The screen that should be displayed (I believe) is /usr/share/backgrounds/warty-final-ubuntu.png, I've found that the config file /etc/lightdm/lightdm-gtk-greeter-ubuntu.conf references the warty-final-ubuntu.png file in its "background=" line. But that .conf file is apparently not used.

When I follow the chain of links from lightdm-gtk-greeter.conf, which is a link to /etc/alternatives/lightdm-gtk-greeter-config-derivative, which in turn is a link to /etc/xdg/xdg-xubuntu/lightdm/lightdm-gtk-greeter.conf.
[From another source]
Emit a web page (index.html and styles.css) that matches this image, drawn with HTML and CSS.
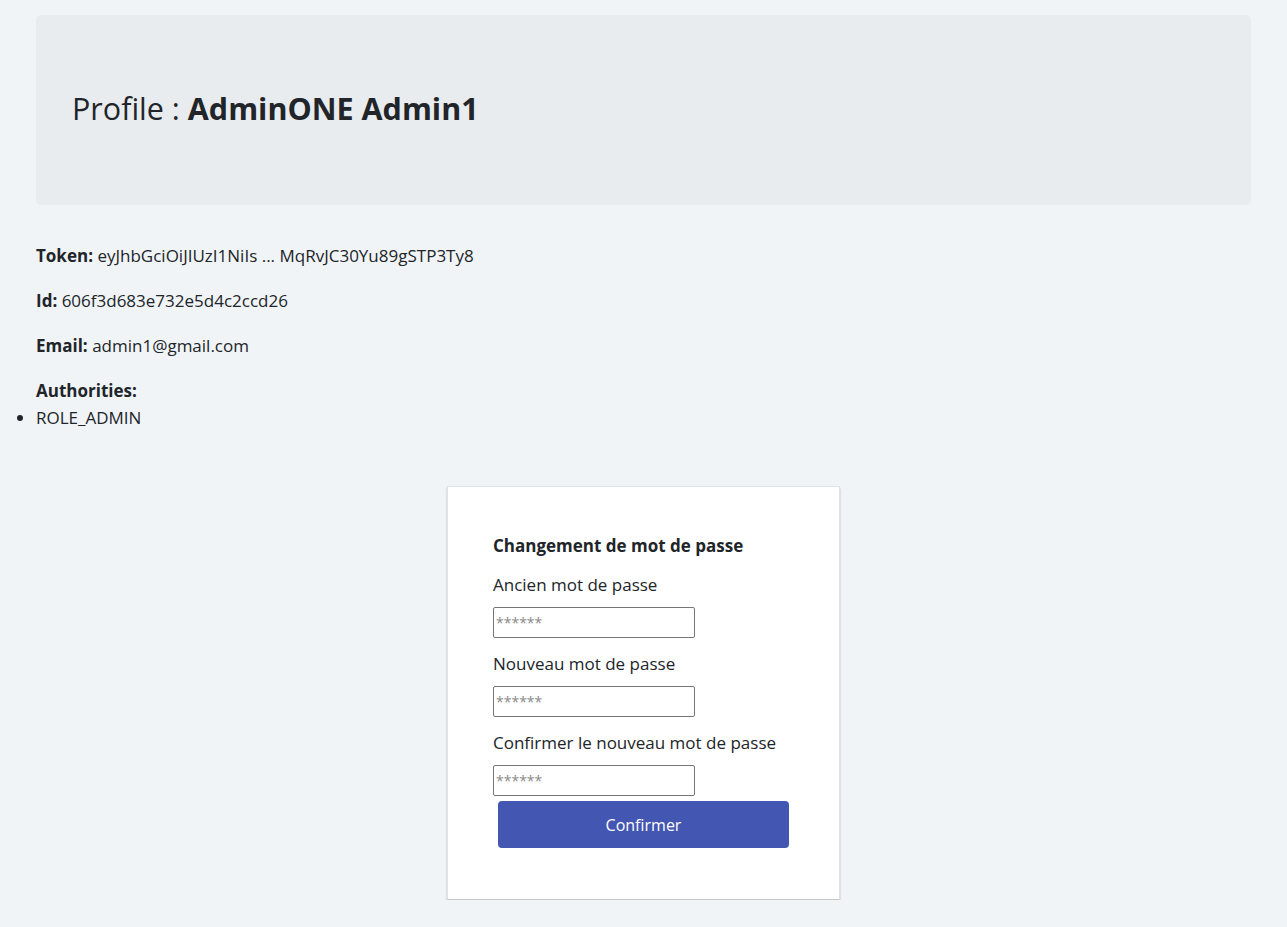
FILE: index.html
```html
<!DOCTYPE html>
<html lang="fr">
<head>
<meta charset="utf-8">
<title>Profile</title>
<link rel="stylesheet" href="styles.css">
</head>
<body>
<div class="page">
  <header class="jumbotron">
    <h2 class="title">Profile : <strong>AdminONE Admin1</strong></h2>
  </header>
  <p class="info"><strong>Token:</strong> eyJhbGciOiJIUzI1NiIs ... MqRvJC30Yu89gSTP3Ty8</p>
  <p class="info"><strong>Id:</strong> 606f3d683e732e5d4c2ccd26</p>
  <p class="info"><strong>Email:</strong> admin1@gmail.com</p>
  <strong class="auth-title">Authorities:</strong>
  <ul class="roles">
    <li>ROLE_ADMIN</li>
  </ul>
  <div class="card-wrap">
    <form class="card">
      <div class="card-title">Changement de mot de passe</div>
      <label class="label">Ancien mot de passe</label>
      <input class="input" type="password" placeholder="******">
      <label class="label">Nouveau mot de passe</label>
      <input class="input" type="password" placeholder="******">
      <label class="label">Confirmer le nouveau mot de passe</label>
      <input class="input last" type="password" placeholder="******">
      <button class="btn" type="button">Confirmer</button>
    </form>
  </div>
</div>
</body>
</html>
```
FILE: styles.css
```css
* { box-sizing: border-box; }
html, body { margin: 0; padding: 0; }
body {
  background: #f0f4f7;
  color: #212529;
  font-family: "Open Sans", "Noto Sans", sans-serif;
  font-size: 17px;
}
.page {
  padding: 15px 36px 0 36px;
}
.jumbotron {
  background: #e9ecef;
  border-radius: 5px;
  height: 190px;
  display: flex;
  align-items: center;
  padding: 0 36px;
  margin-bottom: 37px;
}
.title {
  margin: 0 0 4px 0;
  font-size: 30.5px;
  font-weight: 400;
  line-height: 36px;
}
.title strong { font-weight: 700; }
.info {
  margin: 0 0 18px 0;
  line-height: 27px;
}
.info strong, .auth-title { font-weight: 700; }
.auth-title { display: block; line-height: 27px; }
.roles {
  margin: 0;
  padding-left: 0;
  line-height: 27px;
}
.roles li { margin-left: 0; list-style-position: outside; }
.card-wrap {
  display: flex;
  justify-content: center;
  padding-top: 55px;
}
.card {
  width: 393px;
  background: #fff;
  border: 1px solid #dee2e6;
  border-bottom-color: #c4c8cc;
  box-shadow: 0 2px 2px rgba(0,0,0,0.22);
  padding: 48px 45px 51px 45px;
  display: flex;
  flex-direction: column;
  align-items: flex-start;
}
.card-title {
  font-weight: 700;
  font-size: 17px;
  line-height: 22px;
  margin-bottom: 16px;
}
.label {
  font-size: 17px;
  line-height: 24px;
  margin-bottom: 10px;
}
.input {
  width: 202px;
  height: 31px;
  border: 1px solid #767676;
  border-radius: 2px;
  padding: 1px 2px;
  font-family: inherit;
  font-size: 14px;
  margin: 0 0 14px 0;
  background: #fff;
}
.input::placeholder { color: #8a8a8a; }
.input.last { margin-bottom: 5px; }
.btn {
  margin-left: 5px;
  width: 291px;
  height: 47px;
  background: #4356b1;
  color: #fff;
  border: none;
  border-radius: 4px;
  font-family: inherit;
  font-size: 16px;
}
```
That latter file contains the line "background=/lib/plymouth/themes/xubuntu-logo/wallpaper.png" which isn't the same color as the background I'm seeing during load and shutdown. And, of course, that refers to xubuntu, not lubuntu.

I had thought about changing the target of the first link (lightdm-gtk-greeter.conf) to the one with warty, since the end of the current target chain doesn't refence the file I'm seeing on screen, I figured I'm starting at the wrong place or simply don't understand what's going on.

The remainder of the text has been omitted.